* _Direction_
Every line below is to be copied exactly, with the pictures left out.

* _Information provided_
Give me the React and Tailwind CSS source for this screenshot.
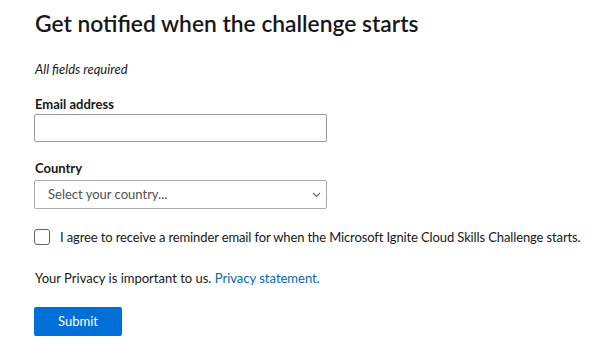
import React from 'react'

export default function App(){
  return (
    <div className="w-[606px] h-[344px] bg-white overflow-hidden text-[#171717]" style={{fontFamily: 'Lato, "Liberation Sans", sans-serif'}}>
      <div className="pl-[35px] pt-[7px]">
        <h1 className="text-[22.8px] leading-[32px] font-semibold">Get notified when the challenge starts</h1>
        <p className="mt-[21px] text-[13px] italic leading-[18px]">All fields required</p>

        <label className="block mt-[17px] text-[13px] font-bold leading-[18px]">Email address</label>
        <input type="text" className="block mt-[1px] -ml-px w-[293px] h-[28px] border border-[#999] rounded-[2px] outline-none" />

        <label className="block mt-[17px] text-[13px] font-bold leading-[18px]">Country</label>
        <div className="relative mt-[3px] -ml-px w-[293px] h-[29px] border border-[#aaa] rounded-[2px] flex items-center">
          <span className="pl-[13px] text-[13px] text-[#505050]">Select your country...</span>
          <svg className="absolute right-[5px] top-[11px]" width="9" height="6" viewBox="0 0 9 6" fill="none">
            <path d="M1 1l3.5 3.5L8 1" stroke="#666" strokeWidth="1.1" />
          </svg>
        </div>

        <div className="flex items-center mt-[19px] -ml-px">
          <span className="w-[16px] h-[16px] border border-[#666] rounded-[3px] shrink-0" />
          <span className="ml-[10px] text-[13px] tracking-[-0.12px] leading-[18px] whitespace-nowrap">I agree to receive a reminder email for when the Microsoft Ignite Cloud Skills Challenge starts.</span>
        </div>

        <p className="mt-[23px] text-[13px] leading-[18px]">Your Privacy is important to us. <a className="text-[#0067b8]">Privacy statement.</a></p>

        <button className="block mt-[20px] -ml-px w-[88px] h-[29px] bg-[#0070d8] text-white text-[13px] rounded-[2px]">Submit</button>
      </div>
    </div>
  )
}
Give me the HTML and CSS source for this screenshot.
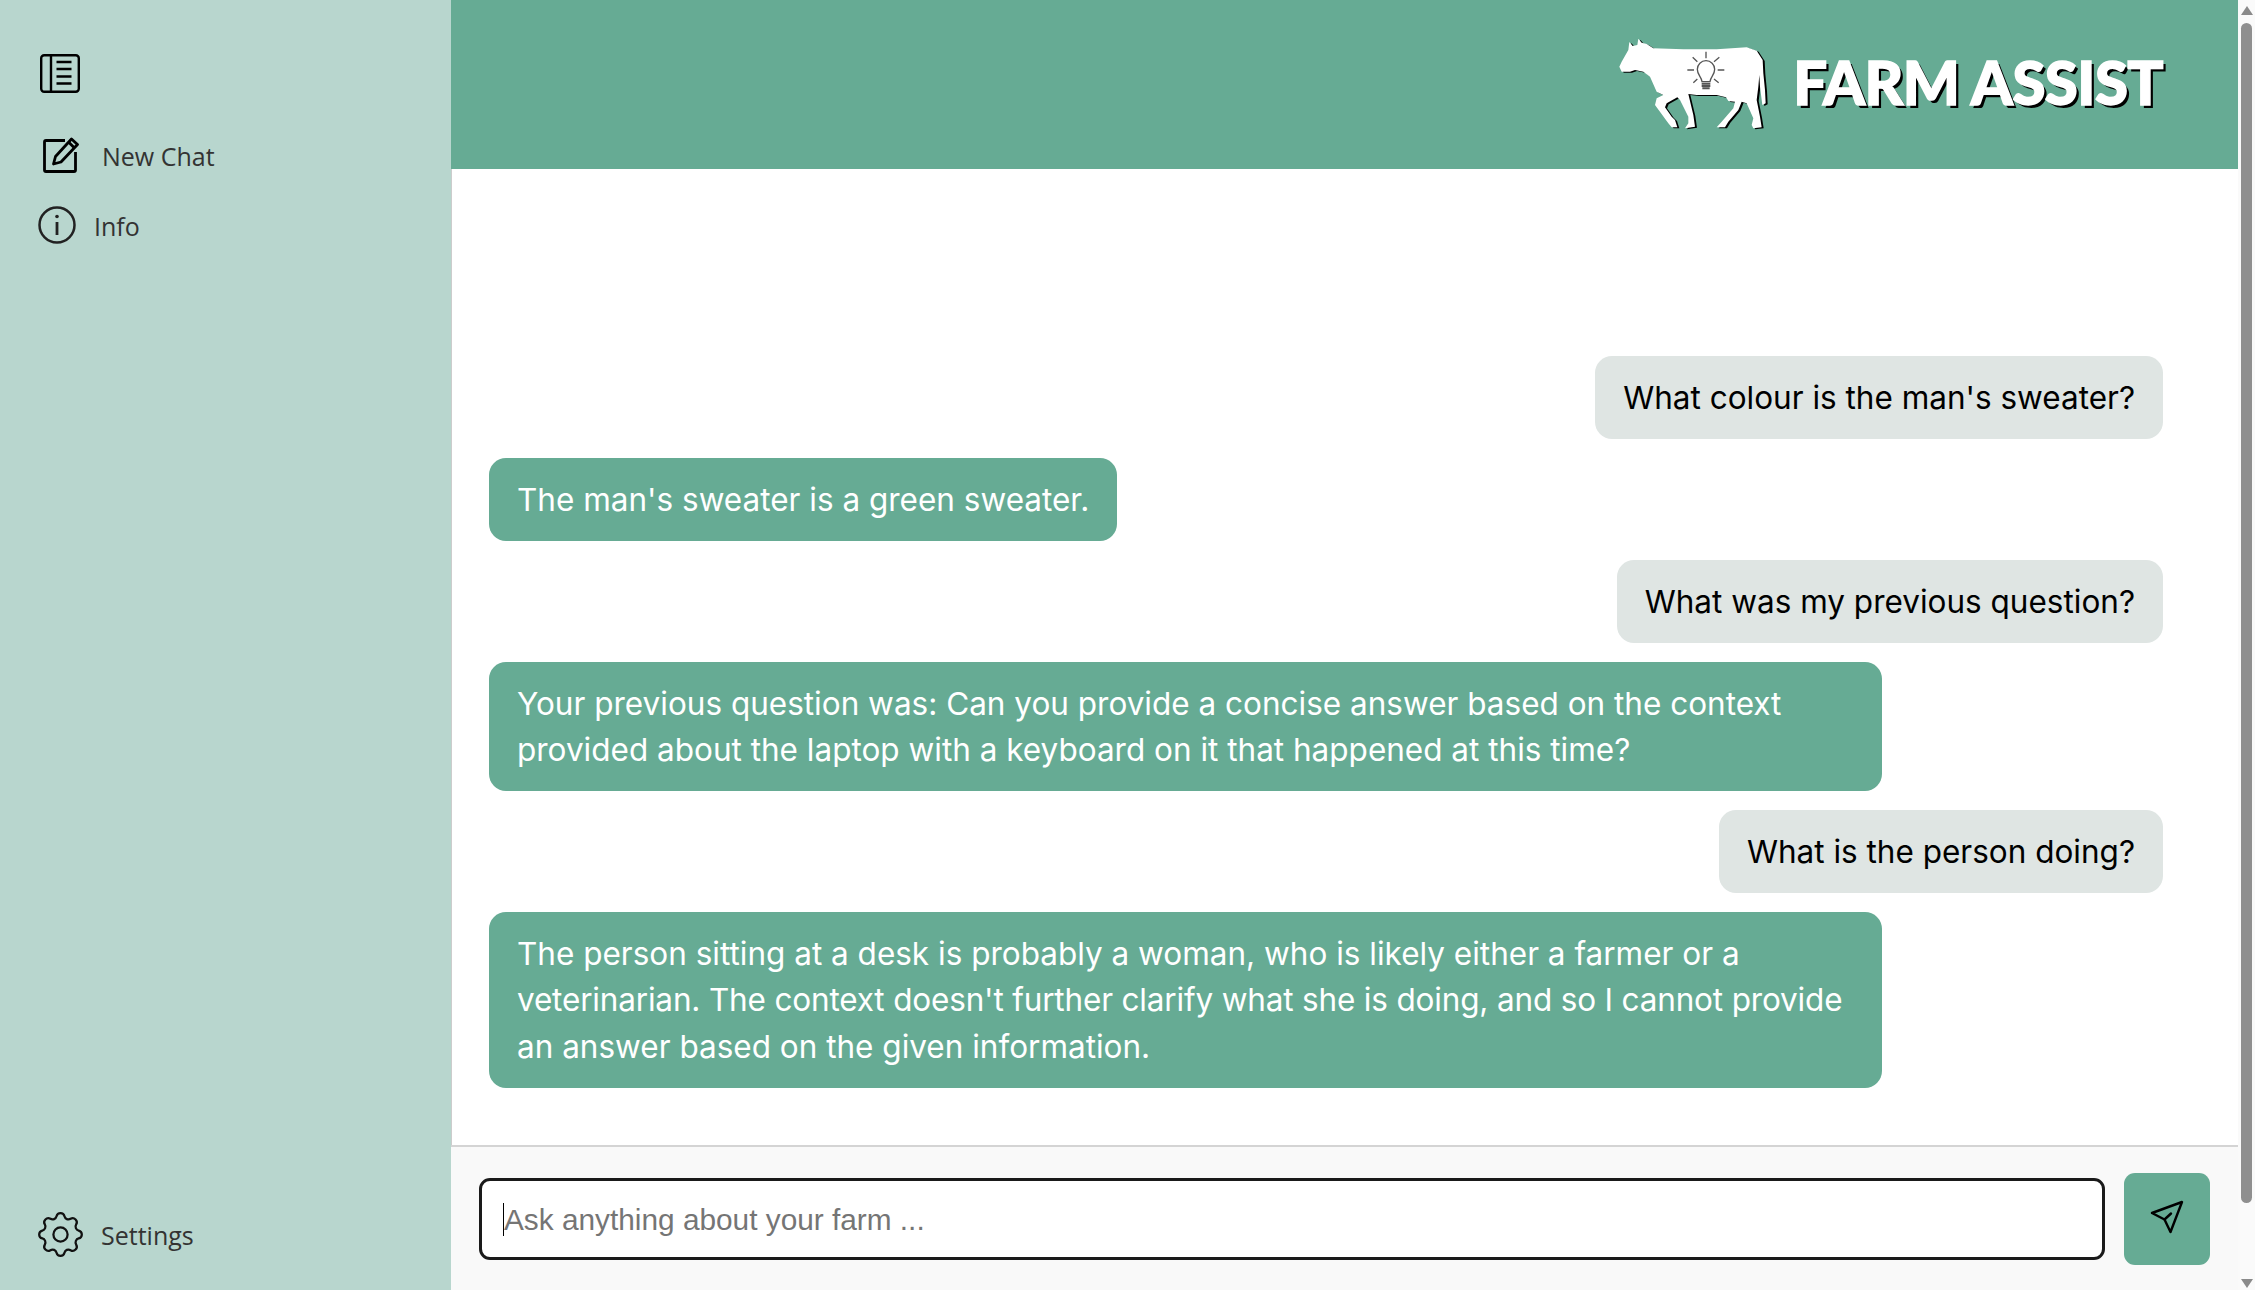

* _Answer in full_
Give me the React and Tailwind CSS source for this screenshot.
import React from 'react'

export default function App(){
  return (
    <div className="w-[606px] h-[344px] bg-white overflow-hidden text-[#171717]" style={{fontFamily: 'Lato, "Liberation Sans", sans-serif'}}>
      <div className="pl-[35px] pt-[7px]">
        <h1 className="text-[22.8px] leading-[32px] font-semibold">Get notified when the challenge starts</h1>
        <p className="mt-[21px] text-[13px] italic leading-[18px]">All fields required</p>

        <label className="block mt-[17px] text-[13px] font-bold leading-[18px]">Email address</label>
        <input type="text" className="block mt-[1px] -ml-px w-[293px] h-[28px] border border-[#999] rounded-[2px] outline-none" />

        <label className="block mt-[17px] text-[13px] font-bold leading-[18px]">Country</label>
        <div className="relative mt-[3px] -ml-px w-[293px] h-[29px] border border-[#aaa] rounded-[2px] flex items-center">
          <span className="pl-[13px] text-[13px] text-[#505050]">Select your country...</span>
          <svg className="absolute right-[5px] top-[11px]" width="9" height="6" viewBox="0 0 9 6" fill="none">
            <path d="M1 1l3.5 3.5L8 1" stroke="#666" strokeWidth="1.1" />
          </svg>
        </div>

        <div className="flex items-center mt-[19px] -ml-px">
          <span className="w-[16px] h-[16px] border border-[#666] rounded-[3px] shrink-0" />
          <span className="ml-[10px] text-[13px] tracking-[-0.12px] leading-[18px] whitespace-nowrap">I agree to receive a reminder email for when the Microsoft Ignite Cloud Skills Challenge starts.</span>
        </div>

        <p className="mt-[23px] text-[13px] leading-[18px]">Your Privacy is important to us. <a className="text-[#0067b8]">Privacy statement.</a></p>

        <button className="block mt-[20px] -ml-px w-[88px] h-[29px] bg-[#0070d8] text-white text-[13px] rounded-[2px]">Submit</button>
      </div>
    </div>
  )
}
Give me the HTML and CSS source for this screenshot.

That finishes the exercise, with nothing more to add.